According to comments leaked to the press, Beyoncé feels “disappointed and angry” that she wasn’t “made aware” of the diamond’s past. Except that a one-minute Google search could have predicted the fallout of this particular celebrity wearing that specific diamond. Certainly, Tiffany has other impressive sparklers on hand and Beyoncé can’t put the blunder down to not being “made aware” when her brand is centred on Awareness.
Overwrought yet underthought, a campaign aimed at reinvigorating an old school brand with modern cultural clout is evocative of exactly the opposite — a corporate behemoth’s ham-fisted conscription of Blackness given an assist by the movement’s most glittering advocates. Oops.

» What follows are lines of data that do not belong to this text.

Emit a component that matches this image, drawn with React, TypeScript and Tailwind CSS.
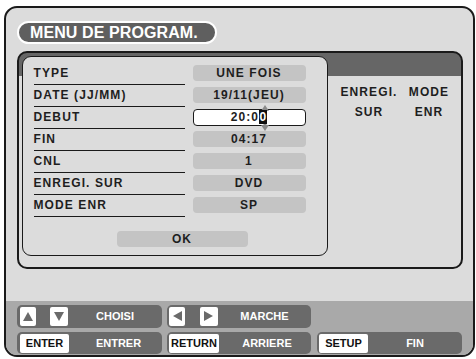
import React from "react";

const ROWS = [
  { label: "TYPE", value: "UNE FOIS" },
  { label: "DATE (JJ/MM)", value: "19/11(JEU)" },
  { label: "DEBUT", value: "20:00", edit: true },
  { label: "FIN", value: "04:17" },
  { label: "CNL", value: "1" },
  { label: "ENREGI. SUR", value: "DVD" },
  { label: "MODE ENR", value: "SP" },
];

const Tri = ({ dir }: { dir: "up" | "down" | "left" | "right" }) => {
  const pts = {
    up: "5,1 10,10 0,10",
    down: "0,1 10,1 5,10",
    left: "1,5 10,0 10,10",
    right: "0,0 9,5 0,10",
  }[dir];
  return (
    <svg width="10" height="11" viewBox="0 0 10 11">
      <polygon points={pts} fill="#6a6a6a" />
    </svg>
  );
};

const Key = ({ children, className = "" }: { children: React.ReactNode; className?: string }) => (
  <div className={`h-[19px] bg-white rounded-[2px] flex items-center justify-center text-[11px] font-bold text-[#111] ${className}`}>
    {children}
  </div>
);

const EditField = () => (
  <div className="relative ml-[8px] w-[113px] h-[17px] rounded-[4px] border-[1.5px] border-[#1a1a1a] bg-white flex items-center justify-center text-[12px] font-bold tracking-[1.1px] text-[#1e1e1e]">
    <svg
      className="absolute left-[67px] top-[-5px]"
      width="8"
      height="26"
      viewBox="0 0 8 26"
    >
      <polygon points="4,0 8,6 0,6" fill="#8a8a8a" />
      <rect x="2.5" y="6" width="3" height="14" fill="#8a8a8a" />
      <polygon points="0,20 8,20 4,26" fill="#8a8a8a" />
    </svg>
    <span className="relative">
      20:0<span className="bg-[#111] text-white pl-[0.5px]">0</span>
    </span>
  </div>
);

export default function App() {
  return (
    <div className="w-[476px] h-[359px] bg-white pt-[6px] pl-[4px] font-['Liberation_Sans',Arial,sans-serif]">
      <div className="w-[471px] h-[351px] border-2 border-[#1a1a1a] rounded-[13px] bg-[#dcdcdc] overflow-hidden flex flex-col">
        {/* Title */}
        <div className="ml-[11px] mt-[13px] w-[200px] h-[23px] rounded-full border-2 border-white bg-[#5f5f5f] flex items-center pl-[11px] text-white text-[16px] font-bold leading-none tracking-[0.1px]">
          MENU DE PROGRAM.
        </div>

        {/* Panel */}
        <div className="ml-[11px] mt-[7px] w-[446px] h-[218px] border-2 border-[#1a1a1a] rounded-[10px] bg-[linear-gradient(to_bottom,#666666_23px,#dcdcdc_23px)] flex items-start">
          <div className="ml-[3px] mt-[3px] w-[306px] h-[200px] border-[1.5px] border-[#1a1a1a] rounded-[9px] bg-[#dcdcdc] pt-[7.5px] pl-[10.5px]">
            {ROWS.map((r) => (
              <div key={r.label} className="flex h-[22px]">
                <div className="w-[151px] h-[20px] border-b border-[#1a1a1a] text-[12px] font-bold tracking-[1.1px] leading-[16px] text-[#1e1e1e]">
                  {r.label}
                </div>
                {r.edit ? (
                  <EditField />
                ) : (
                  <div className="ml-[8px] w-[113px] h-[16px] rounded-[4px] bg-[#c4c4c4] flex items-center justify-center text-[12px] font-bold tracking-[1.1px] text-[#1e1e1e]">
                    {r.value}
                  </div>
                )}
              </div>
            ))}
            <div className="mt-[12px] ml-[83px] w-[131px] h-[16px] rounded-[4px] bg-[#c4c4c4] flex items-center justify-center text-[12px] font-bold tracking-[1.1px] text-[#1e1e1e]">
              OK
            </div>
          </div>

          <div className="ml-[11px] pt-[29px] grid grid-cols-[60px_60px] text-center text-[12px] font-bold tracking-[1.1px] leading-[20px] text-[#1e1e1e]">
            <span>ENREGI.</span>
            <span>MODE</span>
            <span>SUR</span>
            <span>ENR</span>
          </div>
        </div>

        {/* Key guide */}
        <div className="mt-auto h-[54px] bg-[#a9a9a9] pt-[4px] pl-[11px] flex flex-col gap-[4px]">
          <div className="flex h-[23px]">
            <div className="w-[145px] rounded-[5px] bg-[#6a6a6a] flex items-center pl-[3px]">
              <Key className="w-[16px]">
                <Tri dir="up" />
              </Key>
              <Key className="w-[18px] ml-[14px]">
                <Tri dir="down" />
              </Key>
              <span className="flex-1 text-center text-white text-[11px] font-bold">CHOISI</span>
            </div>
            <div className="ml-[5px] w-[144px] rounded-[5px] bg-[#6a6a6a] flex items-center pl-[2px]">
              <Key className="w-[16px]">
                <Tri dir="left" />
              </Key>
              <Key className="w-[18px] ml-[15px]">
                <Tri dir="right" />
              </Key>
              <span className="flex-1 text-center text-white text-[11px] font-bold">MARCHE</span>
            </div>
          </div>
          <div className="flex h-[22px]">
            <div className="w-[145px] rounded-[5px] bg-[#6a6a6a] flex items-center pl-[3px]">
              <Key className="w-[49px]">ENTER</Key>
              <span className="flex-1 text-center text-white text-[11px] font-bold pl-[6px]">ENTRER</span>
            </div>
            <div className="ml-[5px] w-[144px] rounded-[5px] bg-[#6a6a6a] flex items-center pl-[2px]">
              <Key className="w-[50px]">RETURN</Key>
              <span className="flex-1 text-center text-white text-[11px] font-bold pl-[4px]">ARRIERE</span>
            </div>
            <div className="ml-[6px] w-[145px] rounded-[5px] bg-[#6a6a6a] flex items-center pl-[2px]">
              <Key className="w-[49px]">SETUP</Key>
              <span className="flex-1 text-center text-white text-[11px] font-bold">FIN</span>
            </div>
          </div>
        </div>
      </div>
    </div>
  );
}
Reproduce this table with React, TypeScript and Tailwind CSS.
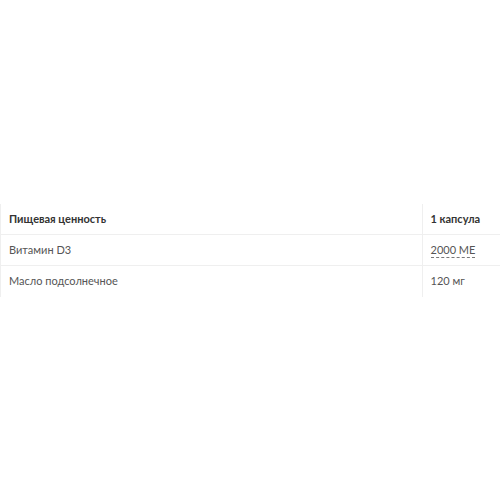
export default function App() {
  const rows = [
    { name: 'Витамин D3', value: '2000 МЕ', hint: true },
    { name: 'Масло подсолнечное', value: '120 мг', hint: false },
  ];

  return (
    <div className="h-[500px] w-[500px] bg-white flex items-center font-['Lato',sans-serif] text-[11px]">
      <table className="w-full border-collapse border-l border-[#efefef]">
        <thead>
          <tr className="border-b border-[#efefef]">
            <th className="h-[31px] px-2 text-left font-bold text-[#333]">Пищевая ценность</th>
            <th className="w-[78px] h-[31px] px-2 text-left font-bold text-[#333] border-l border-[#efefef]">1 капсула</th>
          </tr>
        </thead>
        <tbody>
          {rows.map((row, i) => (
            <tr key={row.name} className={i < rows.length - 1 ? 'border-b border-[#efefef]' : ''}>
              <td className="h-[31px] px-2 text-[#555]">{row.name}</td>
              <td className="h-[31px] px-2 text-[#555] border-l border-[#efefef]">
                {row.hint ? (
                  <span className="border-b border-dashed border-[#777] pb-[1px]">{row.value}</span>
                ) : (
                  row.value
                )}
              </td>
            </tr>
          ))}
        </tbody>
      </table>
    </div>
  );
}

“Little is known of Sierra Leone,
and how it connects
to the diamonds we own.”
A song about blood diamonds, remixed with what are arguably Jay-Z’s most widely known lyrics, so oddly prophetic in view of the current Tiffany fracas.
It’s enough to make a superstar pine for the not-so-olden days when she’d merely have to wrap herself in acres of mink and be immortalized for Blackglama’s prestige “What Becomes a Legend Most?” campaign.
Simpler times. Until, of course, PETA got involved.